Ask YC: what's the best way to model a threaded comment system like YC?

kcl · on March 16, 2008

It's best to keep things in-memory if you can.

Since you mention MySQL I assume that's what you're using to persist data. Storing a tree in a flat database is kind of a challenge. This page (http://www.sitepoint.com/article/hierarchical-data-database) suggests two ways: adjacency lists, and modified preorder tree traversal. MPOTT is a cute idea, but that's about it. It will make your database schema more complex, make your algorithms more complex, and require preexisting entries to be changed when new ones arrive. It's not faster than doing things in memory, and it's just asking for trouble.

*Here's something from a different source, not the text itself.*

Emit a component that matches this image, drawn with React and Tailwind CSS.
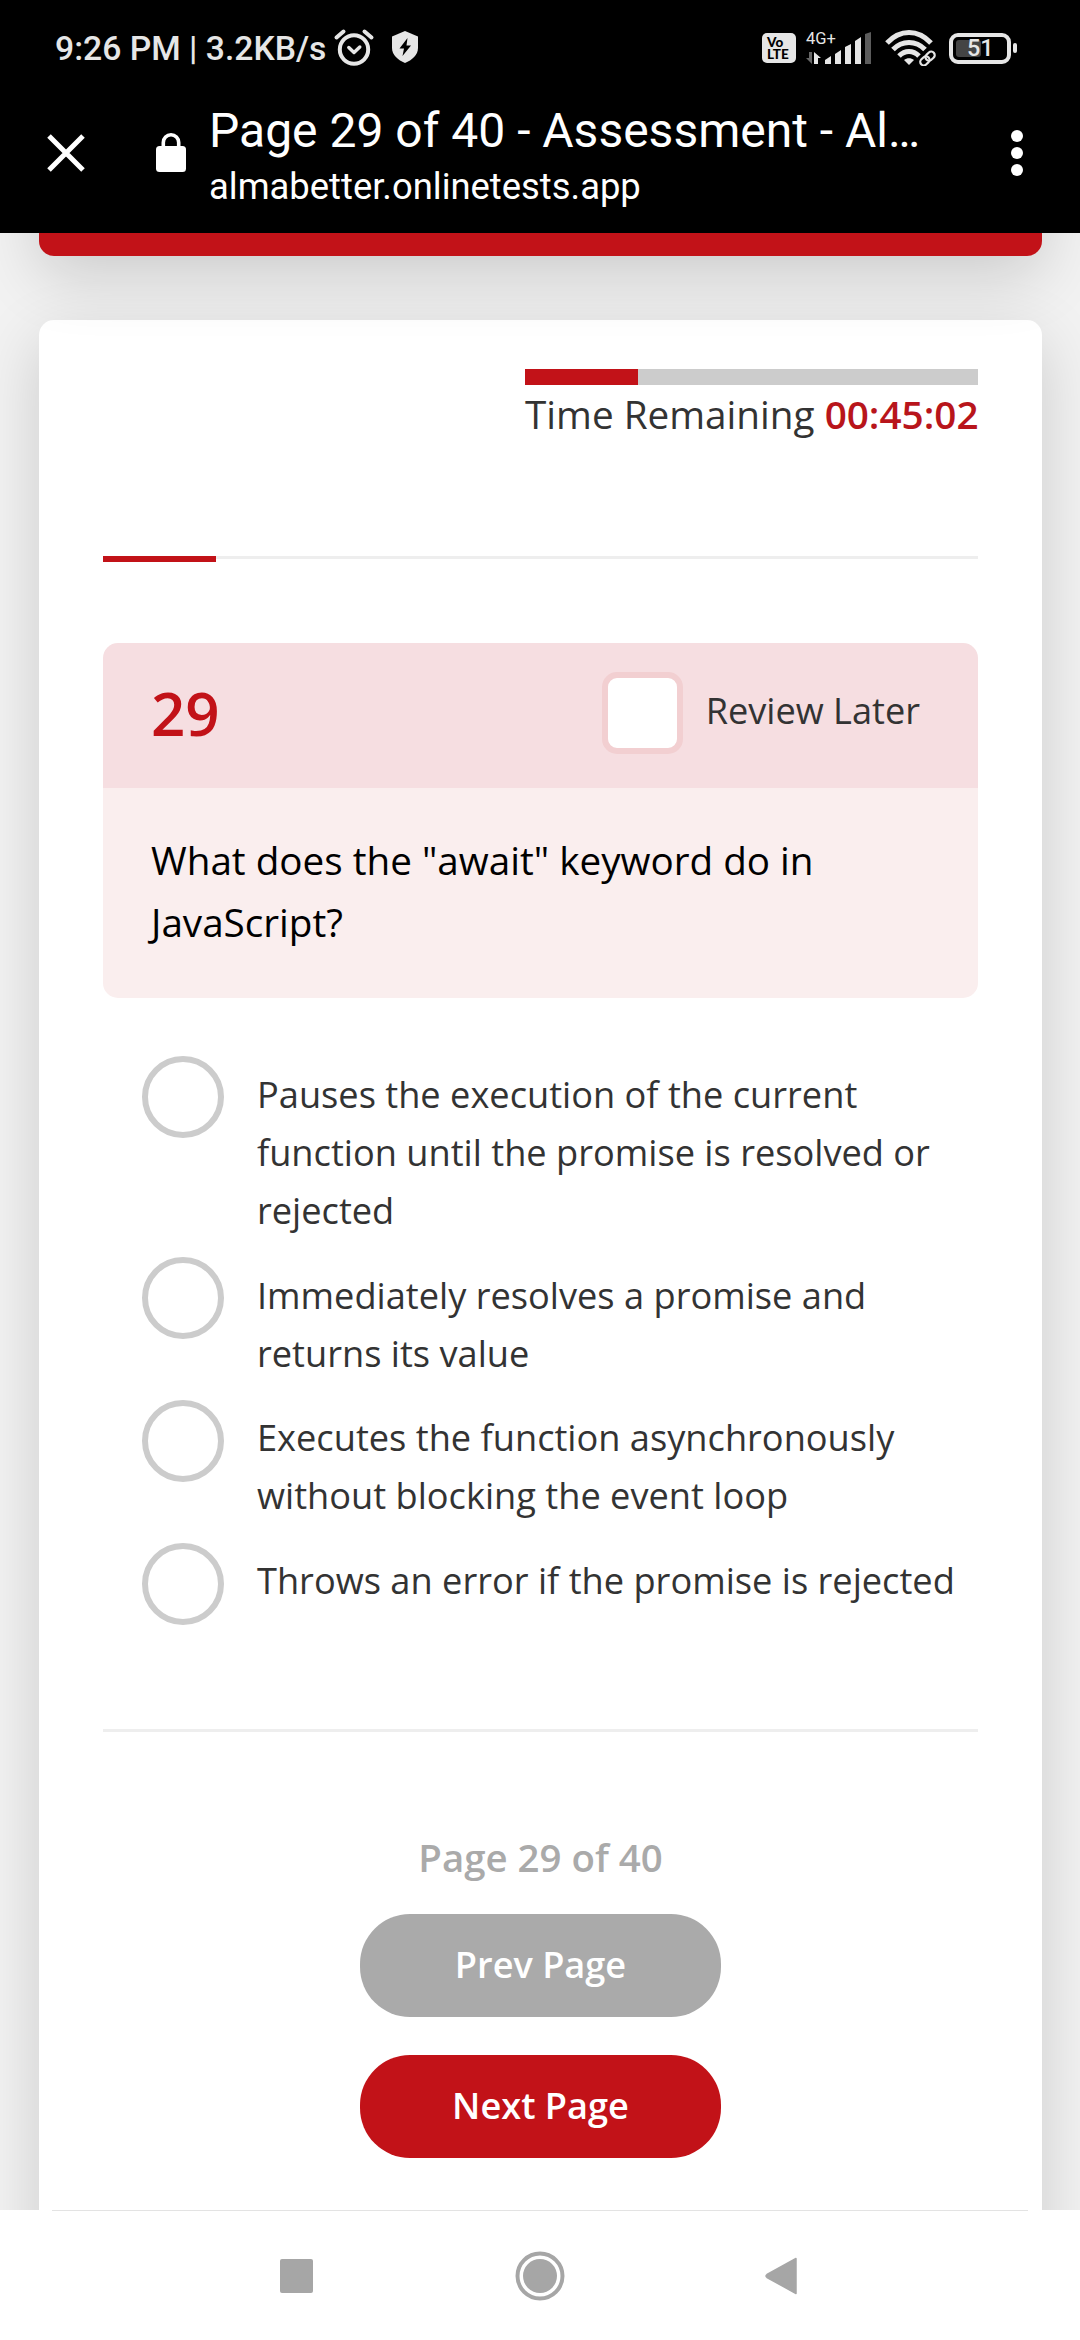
const STATUS = "#e6e6e6";

function StatusBar() {
  return (
    <div className="flex h-24 shrink-0 items-center bg-black pl-[55px] pr-[63px] text-[#e6e6e6]">
      <span className="mt-px whitespace-nowrap text-[33.7px] font-medium leading-[40px]">9:26 PM | 3.2KB/s</span>
      <svg className="ml-[7px] -mt-px h-[40px] w-[42px]" viewBox="0 0 42 40" fill="none" stroke={STATUS} strokeLinecap="round">
        <circle cx="21" cy="21.5" r="14.2" strokeWidth="4" />
        <path d="M3.500 9.500 10.500 3.500M38.500 9.500 31.500 3.500" strokeWidth="4" />
        <path d="M15.800 19.500 21 24.500 26.800 19" strokeWidth="3.400" strokeLinejoin="round" />
      </svg>
      <svg className="ml-[16px] -mt-[2px] h-[32px] w-[28px]" viewBox="0 0 28 32">
        <path d="M14 0 27 5.500V17C27 24 21 29 14 32 7 29 1 24 1 17V5.500Z" fill={STATUS} />
        <path d="M16.500 7 8.500 17.500H13L11.500 25 20 14.500H15.500Z" fill="black" />
      </svg>
      <div className="ml-auto flex items-center">
        <div className="flex h-[30px] w-[34px] flex-col items-start justify-center rounded-[5px] bg-[#e6e6e6] pl-[5px] font-['Lato',sans-serif] text-[13.500px] font-black leading-[12.500px] text-black">
          <span>Vo</span>
          <span>LTE</span>
        </div>
        <div className="relative ml-[9px] h-[34px] w-[67px]">
          <span className="absolute left-[1px] top-0 text-[16.500px] leading-[15px]">4G+</span>
          <svg className="h-[34px] w-[67px]" viewBox="0 0 67 34">
            <path d="M7 21V33L1 27H4V21Z" fill="#666" />
            <path d="M9 33V21L16 27H13V33Z" fill={STATUS} />
            <path d="M20 29 26 25V33H20Z" fill={STATUS} />
            <path d="M30 23 36 19V33H30Z" fill={STATUS} />
            <path d="M40 16 46 13V33H40Z" fill={STATUS} />
            <path d="M50 10 56 6V33H50Z" fill={STATUS} />
            <path d="M60 3 66 1V33H60Z" fill="#5c5c5c" />
          </svg>
        </div>
        <svg className="ml-[13px] h-[36px] w-[52px]" viewBox="0 0 52 36" fill="none" stroke={STATUS}>
          <path d="M2 13C15 -1 33 -1 46 13" strokeWidth="5" />
          <path d="M8 19.500C17 10 31 10 40 19.500" strokeWidth="5" />
          <path d="M14 26C20 20 28 20 34 26" strokeWidth="5" />
          <path d="M19 30C22 27.500 26 27.500 29 30L24 35Z" fill={STATUS} stroke="none" />
          <g transform="rotate(-42 42.500 28.500)">
            <rect x="33" y="23.500" width="19" height="10" rx="5" fill="black" stroke="black" strokeWidth="3" />
            <rect x="34" y="25" width="10" height="7" rx="3.500" strokeWidth="2.200" />
            <rect x="41" y="25" width="10" height="7" rx="3.500" strokeWidth="2.200" />
          </g>
        </svg>
        <div className="ml-[12px] flex items-center">
          <div className="flex h-[31px] w-[62px] items-center rounded-[9px] border-4 border-[#e6e6e6] pl-[3px]">
            <div className="flex h-[17px] w-[25px] items-center rounded-[3px] bg-[#444] pl-[11px]">
              <span className="mt-[2px] text-[23.500px] font-medium leading-none">51</span>
            </div>
          </div>
          <div className="ml-[2px] h-[10px] w-[4px] rounded-[2px] bg-[#e6e6e6]" />
        </div>
      </div>
    </div>
  );
}

function BrowserBar() {
  return (
    <div className="flex h-[137px] shrink-0 items-start bg-black text-white">
      <svg className="ml-[46px] mt-[37px] h-10 w-10" viewBox="0 0 40 40" stroke="white" strokeWidth="5">
        <path d="M3 3 37 37M37 3 3 37" />
      </svg>
      <svg className="ml-[70px] mt-[37px] h-[39px] w-[30px]" viewBox="0 0 30 39">
        <path d="M7.300 15V9.500a7.700 7.700 0 0 1 15.400 0V15" fill="none" stroke="white" strokeWidth="3.600" />
        <rect y="13" width="30" height="26" rx="3.500" fill="white" />
      </svg>
      <div className="ml-[23px] mt-[7px] whitespace-nowrap">
        <div className="text-[48px] leading-[56px]">Page 29 of 40 - Assessment - Al…</div>
        <div className="text-[36.400px] leading-[56px]">almabetter.onlinetests.app</div>
      </div>
      <div className="ml-auto mr-[57px] mt-[34px] flex flex-col gap-[5px]">
        <div className="size-3 rounded-full bg-white" />
        <div className="size-3 rounded-full bg-white" />
        <div className="size-3 rounded-full bg-white" />
      </div>
    </div>
  );
}

const OPTIONS = [
  ["Pauses the execution of the current", "function until the promise is resolved or", "rejected"],
  ["Immediately resolves a promise and", "returns its value"],
  ["Executes the function asynchronously", "without blocking the event loop"],
  ["Throws an error if the promise is rejected"],
];

function Question() {
  return (
    <section className="mt-[81px] overflow-hidden rounded-[15px]">
      <div className="flex h-[145px] items-start bg-[#f6dee1] pl-[48px] pt-[29px]">
        <span className="text-[60px] font-semibold leading-[82px] text-[#c21218]">29</span>
        <div className="ml-auto h-[82px] w-[81px] rounded-[15px] border-[6px] border-[#f2cfd1] bg-white" />
        <span className="ml-[23px] mr-[58px] mt-[13px] text-[36.150px] leading-[50px] text-[#333]">Review Later</span>
      </div>
      <div className="h-[210px] bg-[#faeeee] pl-[48px] pt-[41px] text-[38.650px] leading-[62px] text-black">
        <div>What does the "await" keyword do in</div>
        <div>JavaScript?</div>
      </div>
    </section>
  );
}

function NavBar() {
  return (
    <nav className="flex h-[130px] shrink-0 justify-center bg-white px-[52px]">
      <div className="flex w-full items-center justify-center border-t border-[#e3e3e3]">
        <div className="flex w-[520px] items-center justify-between pr-[3px]">
          <div className="h-[34px] w-[33px] rounded-[2px] bg-[#a6a6a6]" />
          <svg className="ml-[3px] h-[50px] w-[50px]" viewBox="0 0 50 50">
            <circle cx="25" cy="25" r="22.500" fill="none" stroke="#a6a6a6" strokeWidth="4" />
            <circle cx="25" cy="25" r="17" fill="#a6a6a6" />
          </svg>
          <svg className="h-[38px] w-[33px]" viewBox="0 0 33 38">
            <path d="M32 1.500V36.500L3 20.500Q1 19 3 17.500Z" fill="#a6a6a6" stroke="#a6a6a6" strokeLinejoin="round" strokeWidth="1.500" />
          </svg>
        </div>
      </div>
    </nav>
  );
}

export default function App() {
  return (
    <div className="flex h-[2340px] w-[1080px] flex-col overflow-hidden bg-white font-['Roboto',sans-serif]">
      <StatusBar />
      <BrowserBar />
      <main className="h-[1977px] shrink-0 overflow-hidden bg-[#f2f2f2] pl-[39px] pr-[38px] font-['Open_Sans',sans-serif]">
        <div className="relative -mt-[200px] h-[223px] rounded-[15px] bg-[#c21218] shadow-[0_20px_64px_rgba(0,0,0,0.16)]" />
        <div className="mt-[64px] h-[2100px] rounded-[15px] bg-white pl-[64px] pr-[64px] pt-[49px] shadow-[0_20px_64px_rgba(0,0,0,0.16)]">
          <div className="ml-auto w-[453px]">
            <div className="h-[16px] bg-[#ccc]">
              <div className="h-full w-[113px] bg-[#c21218]" />
            </div>
            <div className="mt-[2px] whitespace-nowrap text-[38.700px] leading-[54px] text-[#333]">
              Time Remaining <span className="font-semibold text-[#b8151b]">00:45:02</span>
            </div>
          </div>
          <div className="mt-[115px] h-[6px]">
            <div className="h-[3px] bg-[#eee]">
              <div className="h-[6px] w-[113px] bg-[#c21218]" />
            </div>
          </div>
          <Question />
          <div className="mt-[58px] flex flex-col gap-[27px] pl-[39px]">
            {OPTIONS.map((lines, index) => (
              <div key={lines[0]} className="flex items-start">
                <div className="-mb-[24px] size-[82px] shrink-0 rounded-full border-[6px] border-[#ccc]" />
                <div
                  className={
                    (index > 1 ? "mt-[8px] -mb-[8px]" : "mt-[9px] -mb-[9px]") +
                    " ml-[33px] whitespace-nowrap text-[36.200px] leading-[58px] text-[#333]"
                  }
                >
                  {lines.map((line) => (
                    <div key={line}>{line}</div>
                  ))}
                </div>
              </div>
            ))}
          </div>
          <div className="mt-[128px] h-[3px] bg-[#eee]" />
          <div className="mt-[97px] flex flex-col items-center font-semibold">
            <div className="text-[38.400px] leading-[56px] text-[#aaa]">Page 29 of 40</div>
            <button className="mt-[29px] h-[103px] w-[361px] rounded-[50px] bg-[#aaa] pb-[2px] text-[36.150px] text-white">Prev Page</button>
            <button className="mt-[38px] h-[103px] w-[361px] rounded-[50px] bg-[#c21218] pb-[2px] text-[36.150px] text-white">Next Page</button>
          </div>
        </div>
      </main>
      <NavBar />
    </div>
  );
}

Try using adjacency lists and reconstructing the tree in memory each time you serve it. This will let you get away with a single query for both reading and writing. The dev.mysql.com link you mention warns against using the adjacency list model, but that's because it's an area where MySQL itself is inadequate. It's fine when you fix things in another language.

Here's a minimal schema:

topic, id, parent, payload

ID is unique and non-zero. Parent is the ID of the parent node (0 if top-level). Topic is shared by all comments in a given topic. When you select, select by topic and then recreate your tree by going through and reestablishing "children" lists for each of your parents. You can then use traditional tree algorithms.

This method is easily modified to support caching.

sah · on March 16, 2008

I've done threaded comments with adjacency lists like this in MySQL in the past, and it worked well. Note also that it's compatible with scores moving siblings around relative to one another -- just calculate sibling position based on both score and date. Your schema might look something like this:

id, date, topic_id, parent_id, score, payload

pg · on March 16, 2008

http://ycombinator.com/arc/arc2.tar

mmcgrana · on March 16, 2008

You might consider how much of the structure and ordering you actually need to maintain in the database, and how much you could compute in your app servers after pulling the raw data from the database.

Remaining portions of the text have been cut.